Recorded data:
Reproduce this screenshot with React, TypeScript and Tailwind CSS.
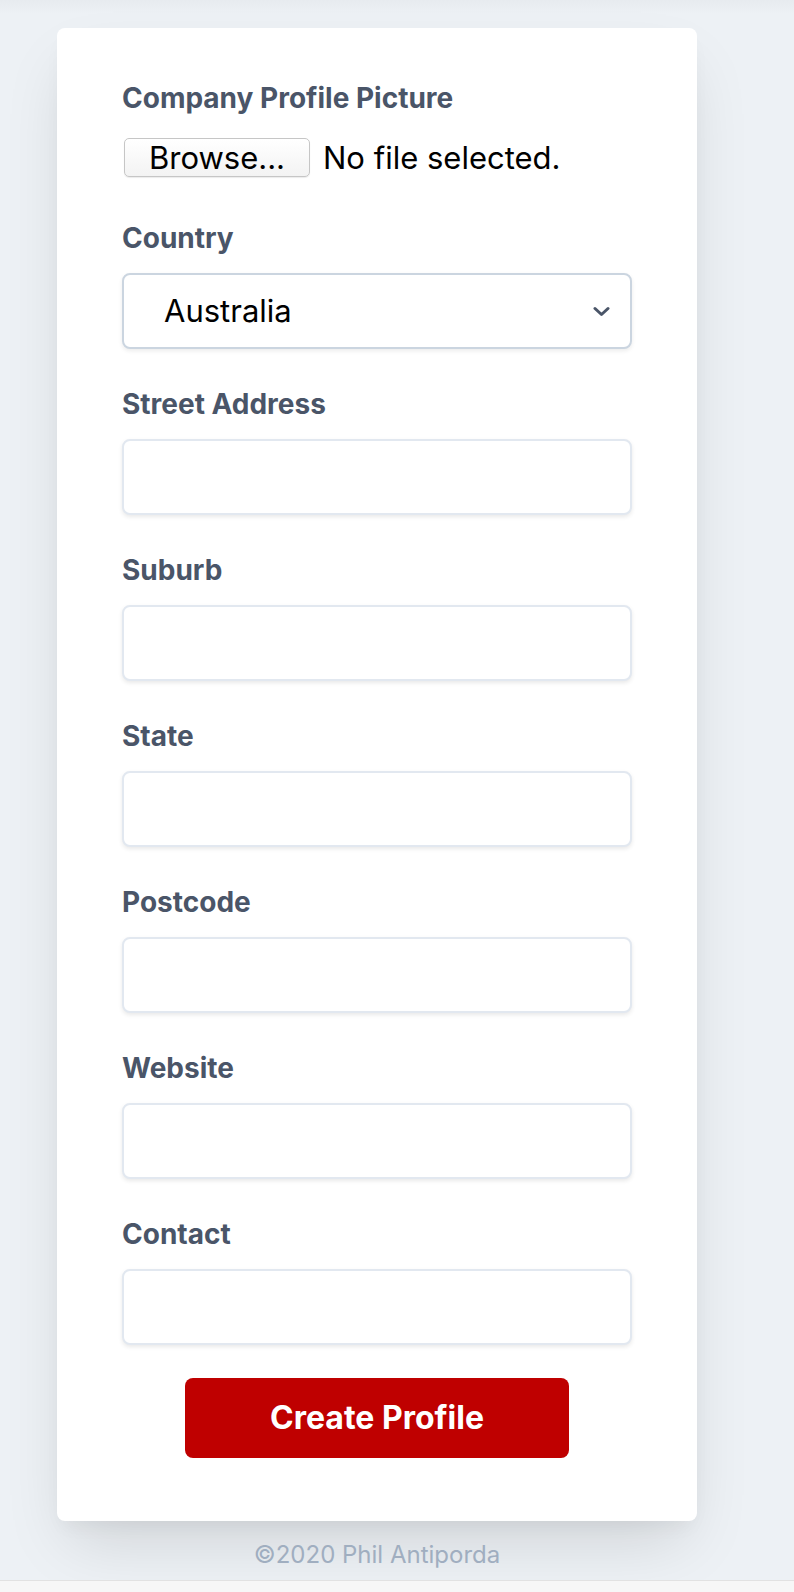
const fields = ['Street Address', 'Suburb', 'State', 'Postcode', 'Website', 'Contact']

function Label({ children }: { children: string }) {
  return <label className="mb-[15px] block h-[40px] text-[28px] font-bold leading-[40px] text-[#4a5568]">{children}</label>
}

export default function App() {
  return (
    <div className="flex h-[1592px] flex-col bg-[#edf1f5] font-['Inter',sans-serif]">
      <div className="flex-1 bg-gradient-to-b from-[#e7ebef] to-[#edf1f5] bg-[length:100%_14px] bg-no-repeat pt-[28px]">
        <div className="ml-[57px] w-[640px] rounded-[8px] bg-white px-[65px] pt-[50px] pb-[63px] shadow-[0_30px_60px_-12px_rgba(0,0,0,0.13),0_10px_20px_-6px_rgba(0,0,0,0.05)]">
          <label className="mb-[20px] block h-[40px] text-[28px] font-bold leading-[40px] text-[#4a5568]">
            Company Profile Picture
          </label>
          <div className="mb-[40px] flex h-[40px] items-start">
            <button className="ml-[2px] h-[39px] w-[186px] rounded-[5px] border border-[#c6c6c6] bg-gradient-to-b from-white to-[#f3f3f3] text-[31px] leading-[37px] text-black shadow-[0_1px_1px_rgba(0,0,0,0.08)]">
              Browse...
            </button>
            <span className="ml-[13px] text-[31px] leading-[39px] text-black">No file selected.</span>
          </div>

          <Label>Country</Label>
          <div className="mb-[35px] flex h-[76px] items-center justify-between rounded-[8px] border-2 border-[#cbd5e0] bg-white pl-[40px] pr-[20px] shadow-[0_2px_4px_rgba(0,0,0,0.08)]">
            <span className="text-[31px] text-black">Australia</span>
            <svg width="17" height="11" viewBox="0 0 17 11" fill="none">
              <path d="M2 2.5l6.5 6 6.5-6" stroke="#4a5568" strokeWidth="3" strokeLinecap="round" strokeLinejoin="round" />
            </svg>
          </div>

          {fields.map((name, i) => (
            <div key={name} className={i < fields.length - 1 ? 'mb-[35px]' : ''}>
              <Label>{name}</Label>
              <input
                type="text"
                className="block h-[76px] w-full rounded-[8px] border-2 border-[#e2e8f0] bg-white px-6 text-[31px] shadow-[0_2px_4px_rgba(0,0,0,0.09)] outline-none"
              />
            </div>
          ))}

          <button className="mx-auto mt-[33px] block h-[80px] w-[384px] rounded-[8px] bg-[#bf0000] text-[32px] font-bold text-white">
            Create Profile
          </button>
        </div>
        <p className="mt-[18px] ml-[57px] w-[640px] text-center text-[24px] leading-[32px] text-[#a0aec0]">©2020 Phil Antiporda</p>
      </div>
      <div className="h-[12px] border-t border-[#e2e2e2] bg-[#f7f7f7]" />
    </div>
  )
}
==
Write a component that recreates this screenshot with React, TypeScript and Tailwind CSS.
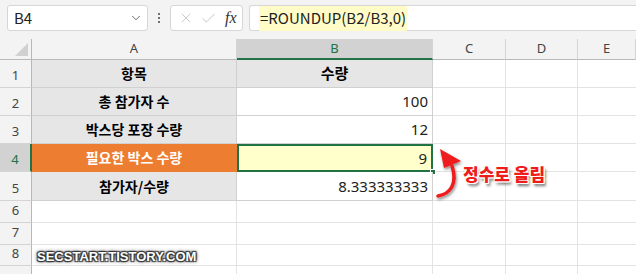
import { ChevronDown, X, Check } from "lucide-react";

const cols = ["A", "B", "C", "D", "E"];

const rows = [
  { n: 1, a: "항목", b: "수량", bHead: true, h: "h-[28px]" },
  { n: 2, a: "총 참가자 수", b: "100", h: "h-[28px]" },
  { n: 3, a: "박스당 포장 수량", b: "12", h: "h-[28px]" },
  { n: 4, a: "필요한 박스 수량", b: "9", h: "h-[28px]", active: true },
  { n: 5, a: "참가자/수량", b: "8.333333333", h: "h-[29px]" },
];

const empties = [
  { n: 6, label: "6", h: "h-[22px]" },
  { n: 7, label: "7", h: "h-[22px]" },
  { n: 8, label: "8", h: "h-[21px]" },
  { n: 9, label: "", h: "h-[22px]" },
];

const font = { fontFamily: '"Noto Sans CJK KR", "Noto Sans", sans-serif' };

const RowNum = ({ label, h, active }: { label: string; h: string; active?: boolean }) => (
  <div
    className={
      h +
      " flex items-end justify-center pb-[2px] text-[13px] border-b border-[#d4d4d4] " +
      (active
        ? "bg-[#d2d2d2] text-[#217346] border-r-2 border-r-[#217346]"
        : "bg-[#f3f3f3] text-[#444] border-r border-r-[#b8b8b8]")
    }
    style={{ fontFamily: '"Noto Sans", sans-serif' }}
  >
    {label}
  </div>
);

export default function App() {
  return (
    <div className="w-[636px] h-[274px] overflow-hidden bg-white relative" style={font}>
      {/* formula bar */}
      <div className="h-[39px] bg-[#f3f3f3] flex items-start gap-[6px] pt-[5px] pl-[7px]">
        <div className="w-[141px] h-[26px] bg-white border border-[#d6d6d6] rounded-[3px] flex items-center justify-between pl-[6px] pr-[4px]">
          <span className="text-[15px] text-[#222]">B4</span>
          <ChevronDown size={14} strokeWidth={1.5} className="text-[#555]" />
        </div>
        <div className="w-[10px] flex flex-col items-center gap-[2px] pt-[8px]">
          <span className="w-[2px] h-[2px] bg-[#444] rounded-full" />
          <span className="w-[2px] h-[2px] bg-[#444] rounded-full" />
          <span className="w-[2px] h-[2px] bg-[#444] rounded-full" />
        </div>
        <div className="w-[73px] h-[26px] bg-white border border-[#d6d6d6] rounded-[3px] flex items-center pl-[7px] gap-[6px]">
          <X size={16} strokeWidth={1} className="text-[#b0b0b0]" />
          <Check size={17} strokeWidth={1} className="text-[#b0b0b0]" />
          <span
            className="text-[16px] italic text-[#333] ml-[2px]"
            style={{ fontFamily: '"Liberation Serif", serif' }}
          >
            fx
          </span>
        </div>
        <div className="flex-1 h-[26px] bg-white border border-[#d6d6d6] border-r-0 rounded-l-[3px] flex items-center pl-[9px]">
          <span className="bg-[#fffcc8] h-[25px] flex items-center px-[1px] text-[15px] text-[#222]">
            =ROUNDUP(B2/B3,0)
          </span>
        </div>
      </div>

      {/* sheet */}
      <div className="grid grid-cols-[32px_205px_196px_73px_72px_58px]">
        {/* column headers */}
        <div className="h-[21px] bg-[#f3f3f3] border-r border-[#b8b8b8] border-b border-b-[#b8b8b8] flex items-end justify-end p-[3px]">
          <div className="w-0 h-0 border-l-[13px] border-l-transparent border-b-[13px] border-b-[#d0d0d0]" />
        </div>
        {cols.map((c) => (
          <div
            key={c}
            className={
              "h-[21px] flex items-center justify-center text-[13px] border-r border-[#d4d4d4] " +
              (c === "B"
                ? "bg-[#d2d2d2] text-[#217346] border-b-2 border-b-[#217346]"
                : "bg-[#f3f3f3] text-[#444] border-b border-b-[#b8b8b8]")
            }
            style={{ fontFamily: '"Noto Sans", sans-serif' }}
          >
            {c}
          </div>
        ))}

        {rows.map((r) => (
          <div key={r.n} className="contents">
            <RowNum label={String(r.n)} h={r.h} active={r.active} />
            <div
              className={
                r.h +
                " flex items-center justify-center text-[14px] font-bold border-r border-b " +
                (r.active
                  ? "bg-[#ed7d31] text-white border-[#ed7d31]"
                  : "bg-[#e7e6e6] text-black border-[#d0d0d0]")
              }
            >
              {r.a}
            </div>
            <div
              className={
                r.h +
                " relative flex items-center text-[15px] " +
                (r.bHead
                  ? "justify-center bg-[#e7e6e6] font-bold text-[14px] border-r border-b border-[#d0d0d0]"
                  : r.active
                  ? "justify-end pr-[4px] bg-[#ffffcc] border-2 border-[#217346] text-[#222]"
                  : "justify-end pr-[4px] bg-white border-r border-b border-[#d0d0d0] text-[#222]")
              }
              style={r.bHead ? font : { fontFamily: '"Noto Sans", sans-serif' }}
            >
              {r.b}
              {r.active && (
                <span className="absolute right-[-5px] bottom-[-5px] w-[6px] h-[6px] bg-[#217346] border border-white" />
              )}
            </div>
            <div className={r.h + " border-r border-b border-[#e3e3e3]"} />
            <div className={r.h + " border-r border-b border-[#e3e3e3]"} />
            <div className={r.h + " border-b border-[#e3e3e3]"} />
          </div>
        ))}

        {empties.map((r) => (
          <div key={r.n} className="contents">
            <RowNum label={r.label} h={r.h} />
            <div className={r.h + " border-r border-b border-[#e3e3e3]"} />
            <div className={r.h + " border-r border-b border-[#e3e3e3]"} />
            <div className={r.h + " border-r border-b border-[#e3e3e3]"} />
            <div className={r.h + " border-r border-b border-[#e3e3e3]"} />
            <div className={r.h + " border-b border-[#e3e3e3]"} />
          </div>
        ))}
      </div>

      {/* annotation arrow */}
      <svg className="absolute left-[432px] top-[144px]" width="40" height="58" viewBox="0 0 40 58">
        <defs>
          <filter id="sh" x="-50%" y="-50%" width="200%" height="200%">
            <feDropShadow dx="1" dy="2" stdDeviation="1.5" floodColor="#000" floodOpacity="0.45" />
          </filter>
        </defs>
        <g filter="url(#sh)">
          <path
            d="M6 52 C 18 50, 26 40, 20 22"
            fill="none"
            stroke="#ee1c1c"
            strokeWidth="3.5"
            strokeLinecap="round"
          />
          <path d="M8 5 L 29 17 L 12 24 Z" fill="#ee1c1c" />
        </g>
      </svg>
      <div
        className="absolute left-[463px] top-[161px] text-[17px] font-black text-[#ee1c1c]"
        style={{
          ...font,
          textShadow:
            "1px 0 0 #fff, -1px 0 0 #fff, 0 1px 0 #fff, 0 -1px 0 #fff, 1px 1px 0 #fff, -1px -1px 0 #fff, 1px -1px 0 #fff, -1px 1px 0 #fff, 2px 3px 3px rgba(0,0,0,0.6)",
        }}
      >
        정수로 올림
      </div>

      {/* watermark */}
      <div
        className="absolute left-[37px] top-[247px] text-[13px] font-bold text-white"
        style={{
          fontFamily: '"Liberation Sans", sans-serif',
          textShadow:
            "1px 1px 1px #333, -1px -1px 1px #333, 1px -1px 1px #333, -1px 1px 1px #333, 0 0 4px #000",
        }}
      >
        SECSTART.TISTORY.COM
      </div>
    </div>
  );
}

STATED PROBLEM: Show all lines from the listing above in which "Tailwind" appears.

FULL SOLUTION:
Reproduce this screenshot with React, TypeScript and Tailwind CSS.
Write a component that recreates this screenshot with React, TypeScript and Tailwind CSS.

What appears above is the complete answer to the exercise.